AVAILABLE DATA =>

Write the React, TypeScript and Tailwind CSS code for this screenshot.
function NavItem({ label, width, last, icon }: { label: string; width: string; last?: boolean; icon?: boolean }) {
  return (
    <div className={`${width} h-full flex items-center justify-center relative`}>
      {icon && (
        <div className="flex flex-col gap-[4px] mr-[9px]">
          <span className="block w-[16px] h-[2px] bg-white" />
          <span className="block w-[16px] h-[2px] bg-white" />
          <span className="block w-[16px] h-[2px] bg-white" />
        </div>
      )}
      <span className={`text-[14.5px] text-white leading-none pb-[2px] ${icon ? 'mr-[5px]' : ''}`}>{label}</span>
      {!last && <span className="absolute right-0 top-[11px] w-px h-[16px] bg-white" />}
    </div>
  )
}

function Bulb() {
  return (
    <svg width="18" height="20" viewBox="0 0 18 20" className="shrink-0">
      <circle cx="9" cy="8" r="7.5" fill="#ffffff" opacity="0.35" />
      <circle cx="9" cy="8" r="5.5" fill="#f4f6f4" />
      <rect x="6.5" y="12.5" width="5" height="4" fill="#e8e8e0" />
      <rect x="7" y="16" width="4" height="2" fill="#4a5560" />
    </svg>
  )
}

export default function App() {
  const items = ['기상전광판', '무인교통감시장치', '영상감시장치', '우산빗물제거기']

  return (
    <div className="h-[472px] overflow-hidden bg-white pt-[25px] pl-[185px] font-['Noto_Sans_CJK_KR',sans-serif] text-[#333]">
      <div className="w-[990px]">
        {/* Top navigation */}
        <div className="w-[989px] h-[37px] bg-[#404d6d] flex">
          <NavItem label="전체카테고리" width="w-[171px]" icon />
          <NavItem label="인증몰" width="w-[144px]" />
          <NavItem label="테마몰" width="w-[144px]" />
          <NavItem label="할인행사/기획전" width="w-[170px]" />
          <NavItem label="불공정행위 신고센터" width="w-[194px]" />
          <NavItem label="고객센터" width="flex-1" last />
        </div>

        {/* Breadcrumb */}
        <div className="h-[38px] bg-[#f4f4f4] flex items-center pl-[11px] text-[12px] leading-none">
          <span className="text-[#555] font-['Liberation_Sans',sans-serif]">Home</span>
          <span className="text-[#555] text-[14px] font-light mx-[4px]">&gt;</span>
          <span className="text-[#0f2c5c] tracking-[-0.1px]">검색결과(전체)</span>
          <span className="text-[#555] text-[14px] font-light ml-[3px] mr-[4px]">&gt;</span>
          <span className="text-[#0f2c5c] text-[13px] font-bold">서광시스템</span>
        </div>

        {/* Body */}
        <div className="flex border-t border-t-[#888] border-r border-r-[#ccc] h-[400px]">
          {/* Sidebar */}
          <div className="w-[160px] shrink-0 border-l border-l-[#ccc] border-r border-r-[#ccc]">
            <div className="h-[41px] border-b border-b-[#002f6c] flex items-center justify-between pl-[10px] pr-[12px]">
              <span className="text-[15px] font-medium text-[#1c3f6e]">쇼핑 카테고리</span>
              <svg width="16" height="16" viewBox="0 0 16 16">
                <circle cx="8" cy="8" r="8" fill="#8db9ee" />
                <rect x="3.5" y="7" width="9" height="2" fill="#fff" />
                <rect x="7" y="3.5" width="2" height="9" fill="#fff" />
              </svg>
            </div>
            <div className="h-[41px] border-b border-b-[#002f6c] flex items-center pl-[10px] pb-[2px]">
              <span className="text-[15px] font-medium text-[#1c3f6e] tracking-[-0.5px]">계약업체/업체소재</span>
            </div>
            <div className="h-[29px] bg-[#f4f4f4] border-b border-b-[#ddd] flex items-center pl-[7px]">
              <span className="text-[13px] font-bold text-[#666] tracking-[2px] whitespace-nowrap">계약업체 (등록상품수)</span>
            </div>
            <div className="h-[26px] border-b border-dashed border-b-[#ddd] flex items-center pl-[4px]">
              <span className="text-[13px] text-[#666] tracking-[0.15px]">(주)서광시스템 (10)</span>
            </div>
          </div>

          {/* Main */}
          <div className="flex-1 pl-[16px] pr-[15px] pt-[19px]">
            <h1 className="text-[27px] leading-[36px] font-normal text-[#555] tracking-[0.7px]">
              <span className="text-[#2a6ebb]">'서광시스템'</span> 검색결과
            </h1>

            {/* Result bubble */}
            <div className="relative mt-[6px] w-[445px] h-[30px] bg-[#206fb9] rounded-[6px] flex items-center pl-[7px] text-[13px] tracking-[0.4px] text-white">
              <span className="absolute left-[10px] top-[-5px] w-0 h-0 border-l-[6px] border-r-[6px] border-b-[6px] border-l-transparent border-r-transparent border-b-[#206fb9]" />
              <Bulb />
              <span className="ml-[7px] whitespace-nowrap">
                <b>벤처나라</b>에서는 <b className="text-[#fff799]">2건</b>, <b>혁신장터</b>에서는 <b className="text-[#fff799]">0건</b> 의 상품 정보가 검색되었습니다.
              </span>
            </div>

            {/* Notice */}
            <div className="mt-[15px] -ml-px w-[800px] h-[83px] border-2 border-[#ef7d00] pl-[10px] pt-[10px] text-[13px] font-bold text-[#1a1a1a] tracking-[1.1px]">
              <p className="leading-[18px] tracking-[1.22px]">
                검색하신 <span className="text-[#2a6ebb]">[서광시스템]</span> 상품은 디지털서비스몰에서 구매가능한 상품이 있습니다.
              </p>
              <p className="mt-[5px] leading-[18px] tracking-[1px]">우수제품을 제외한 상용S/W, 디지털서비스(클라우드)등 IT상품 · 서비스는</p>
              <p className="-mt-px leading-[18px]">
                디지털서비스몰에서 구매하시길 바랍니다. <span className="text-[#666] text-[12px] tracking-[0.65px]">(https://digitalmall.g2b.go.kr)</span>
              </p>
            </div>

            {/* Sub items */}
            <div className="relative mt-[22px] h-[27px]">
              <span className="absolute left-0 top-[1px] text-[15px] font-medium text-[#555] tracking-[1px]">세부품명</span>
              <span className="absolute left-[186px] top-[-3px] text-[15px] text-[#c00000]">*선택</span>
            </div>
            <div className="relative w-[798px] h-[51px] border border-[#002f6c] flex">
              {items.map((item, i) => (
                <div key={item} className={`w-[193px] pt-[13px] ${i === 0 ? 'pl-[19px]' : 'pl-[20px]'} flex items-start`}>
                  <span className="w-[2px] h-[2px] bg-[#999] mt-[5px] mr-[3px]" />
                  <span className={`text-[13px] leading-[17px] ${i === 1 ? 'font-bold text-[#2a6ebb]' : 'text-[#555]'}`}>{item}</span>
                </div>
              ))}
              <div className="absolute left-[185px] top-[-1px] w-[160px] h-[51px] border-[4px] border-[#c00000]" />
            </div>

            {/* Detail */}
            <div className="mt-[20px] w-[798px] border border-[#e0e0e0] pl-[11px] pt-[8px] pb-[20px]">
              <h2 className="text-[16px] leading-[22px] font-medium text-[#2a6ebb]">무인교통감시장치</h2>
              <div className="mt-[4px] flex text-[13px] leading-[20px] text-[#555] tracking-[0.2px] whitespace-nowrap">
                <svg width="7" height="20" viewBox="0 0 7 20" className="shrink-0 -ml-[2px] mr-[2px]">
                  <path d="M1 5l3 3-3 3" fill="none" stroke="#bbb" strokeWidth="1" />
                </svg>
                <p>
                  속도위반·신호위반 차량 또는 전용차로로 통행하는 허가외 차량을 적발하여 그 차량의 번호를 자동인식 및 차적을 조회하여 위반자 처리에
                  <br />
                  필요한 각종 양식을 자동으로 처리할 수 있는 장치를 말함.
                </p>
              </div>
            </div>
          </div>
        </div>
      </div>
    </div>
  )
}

STATED EXERCISE => Extract the complete listing verbatim.

SOLVED PROBLEM =>
Write the React, TypeScript and Tailwind CSS code for this screenshot.
function NavItem({ label, width, last, icon }: { label: string; width: string; last?: boolean; icon?: boolean }) {
  return (
    <div className={`${width} h-full flex items-center justify-center relative`}>
      {icon && (
        <div className="flex flex-col gap-[4px] mr-[9px]">
          <span className="block w-[16px] h-[2px] bg-white" />
          <span className="block w-[16px] h-[2px] bg-white" />
          <span className="block w-[16px] h-[2px] bg-white" />
        </div>
      )}
      <span className={`text-[14.5px] text-white leading-none pb-[2px] ${icon ? 'mr-[5px]' : ''}`}>{label}</span>
      {!last && <span className="absolute right-0 top-[11px] w-px h-[16px] bg-white" />}
    </div>
  )
}

function Bulb() {
  return (
    <svg width="18" height="20" viewBox="0 0 18 20" className="shrink-0">
      <circle cx="9" cy="8" r="7.5" fill="#ffffff" opacity="0.35" />
      <circle cx="9" cy="8" r="5.5" fill="#f4f6f4" />
      <rect x="6.5" y="12.5" width="5" height="4" fill="#e8e8e0" />
      <rect x="7" y="16" width="4" height="2" fill="#4a5560" />
    </svg>
  )
}

export default function App() {
  const items = ['기상전광판', '무인교통감시장치', '영상감시장치', '우산빗물제거기']

  return (
    <div className="h-[472px] overflow-hidden bg-white pt-[25px] pl-[185px] font-['Noto_Sans_CJK_KR',sans-serif] text-[#333]">
      <div className="w-[990px]">
        {/* Top navigation */}
        <div className="w-[989px] h-[37px] bg-[#404d6d] flex">
          <NavItem label="전체카테고리" width="w-[171px]" icon />
          <NavItem label="인증몰" width="w-[144px]" />
          <NavItem label="테마몰" width="w-[144px]" />
          <NavItem label="할인행사/기획전" width="w-[170px]" />
          <NavItem label="불공정행위 신고센터" width="w-[194px]" />
          <NavItem label="고객센터" width="flex-1" last />
        </div>

        {/* Breadcrumb */}
        <div className="h-[38px] bg-[#f4f4f4] flex items-center pl-[11px] text-[12px] leading-none">
          <span className="text-[#555] font-['Liberation_Sans',sans-serif]">Home</span>
          <span className="text-[#555] text-[14px] font-light mx-[4px]">&gt;</span>
          <span className="text-[#0f2c5c] tracking-[-0.1px]">검색결과(전체)</span>
          <span className="text-[#555] text-[14px] font-light ml-[3px] mr-[4px]">&gt;</span>
          <span className="text-[#0f2c5c] text-[13px] font-bold">서광시스템</span>
        </div>

        {/* Body */}
        <div className="flex border-t border-t-[#888] border-r border-r-[#ccc] h-[400px]">
          {/* Sidebar */}
          <div className="w-[160px] shrink-0 border-l border-l-[#ccc] border-r border-r-[#ccc]">
            <div className="h-[41px] border-b border-b-[#002f6c] flex items-center justify-between pl-[10px] pr-[12px]">
              <span className="text-[15px] font-medium text-[#1c3f6e]">쇼핑 카테고리</span>
              <svg width="16" height="16" viewBox="0 0 16 16">
                <circle cx="8" cy="8" r="8" fill="#8db9ee" />
                <rect x="3.5" y="7" width="9" height="2" fill="#fff" />
                <rect x="7" y="3.5" width="2" height="9" fill="#fff" />
              </svg>
            </div>
            <div className="h-[41px] border-b border-b-[#002f6c] flex items-center pl-[10px] pb-[2px]">
              <span className="text-[15px] font-medium text-[#1c3f6e] tracking-[-0.5px]">계약업체/업체소재</span>
            </div>
            <div className="h-[29px] bg-[#f4f4f4] border-b border-b-[#ddd] flex items-center pl-[7px]">
              <span className="text-[13px] font-bold text-[#666] tracking-[2px] whitespace-nowrap">계약업체 (등록상품수)</span>
            </div>
            <div className="h-[26px] border-b border-dashed border-b-[#ddd] flex items-center pl-[4px]">
              <span className="text-[13px] text-[#666] tracking-[0.15px]">(주)서광시스템 (10)</span>
            </div>
          </div>

          {/* Main */}
          <div className="flex-1 pl-[16px] pr-[15px] pt-[19px]">
            <h1 className="text-[27px] leading-[36px] font-normal text-[#555] tracking-[0.7px]">
              <span className="text-[#2a6ebb]">'서광시스템'</span> 검색결과
            </h1>

            {/* Result bubble */}
            <div className="relative mt-[6px] w-[445px] h-[30px] bg-[#206fb9] rounded-[6px] flex items-center pl-[7px] text-[13px] tracking-[0.4px] text-white">
              <span className="absolute left-[10px] top-[-5px] w-0 h-0 border-l-[6px] border-r-[6px] border-b-[6px] border-l-transparent border-r-transparent border-b-[#206fb9]" />
              <Bulb />
              <span className="ml-[7px] whitespace-nowrap">
                <b>벤처나라</b>에서는 <b className="text-[#fff799]">2건</b>, <b>혁신장터</b>에서는 <b className="text-[#fff799]">0건</b> 의 상품 정보가 검색되었습니다.
              </span>
            </div>

            {/* Notice */}
            <div className="mt-[15px] -ml-px w-[800px] h-[83px] border-2 border-[#ef7d00] pl-[10px] pt-[10px] text-[13px] font-bold text-[#1a1a1a] tracking-[1.1px]">
              <p className="leading-[18px] tracking-[1.22px]">
                검색하신 <span className="text-[#2a6ebb]">[서광시스템]</span> 상품은 디지털서비스몰에서 구매가능한 상품이 있습니다.
              </p>
              <p className="mt-[5px] leading-[18px] tracking-[1px]">우수제품을 제외한 상용S/W, 디지털서비스(클라우드)등 IT상품 · 서비스는</p>
              <p className="-mt-px leading-[18px]">
                디지털서비스몰에서 구매하시길 바랍니다. <span className="text-[#666] text-[12px] tracking-[0.65px]">(https://digitalmall.g2b.go.kr)</span>
              </p>
            </div>

            {/* Sub items */}
            <div className="relative mt-[22px] h-[27px]">
              <span className="absolute left-0 top-[1px] text-[15px] font-medium text-[#555] tracking-[1px]">세부품명</span>
              <span className="absolute left-[186px] top-[-3px] text-[15px] text-[#c00000]">*선택</span>
            </div>
            <div className="relative w-[798px] h-[51px] border border-[#002f6c] flex">
              {items.map((item, i) => (
                <div key={item} className={`w-[193px] pt-[13px] ${i === 0 ? 'pl-[19px]' : 'pl-[20px]'} flex items-start`}>
                  <span className="w-[2px] h-[2px] bg-[#999] mt-[5px] mr-[3px]" />
                  <span className={`text-[13px] leading-[17px] ${i === 1 ? 'font-bold text-[#2a6ebb]' : 'text-[#555]'}`}>{item}</span>
                </div>
              ))}
              <div className="absolute left-[185px] top-[-1px] w-[160px] h-[51px] border-[4px] border-[#c00000]" />
            </div>

            {/* Detail */}
            <div className="mt-[20px] w-[798px] border border-[#e0e0e0] pl-[11px] pt-[8px] pb-[20px]">
              <h2 className="text-[16px] leading-[22px] font-medium text-[#2a6ebb]">무인교통감시장치</h2>
              <div className="mt-[4px] flex text-[13px] leading-[20px] text-[#555] tracking-[0.2px] whitespace-nowrap">
                <svg width="7" height="20" viewBox="0 0 7 20" className="shrink-0 -ml-[2px] mr-[2px]">
                  <path d="M1 5l3 3-3 3" fill="none" stroke="#bbb" strokeWidth="1" />
                </svg>
                <p>
                  속도위반·신호위반 차량 또는 전용차로로 통행하는 허가외 차량을 적발하여 그 차량의 번호를 자동인식 및 차적을 조회하여 위반자 처리에
                  <br />
                  필요한 각종 양식을 자동으로 처리할 수 있는 장치를 말함.
                </p>
              </div>
            </div>
          </div>
        </div>
      </div>
    </div>
  )
}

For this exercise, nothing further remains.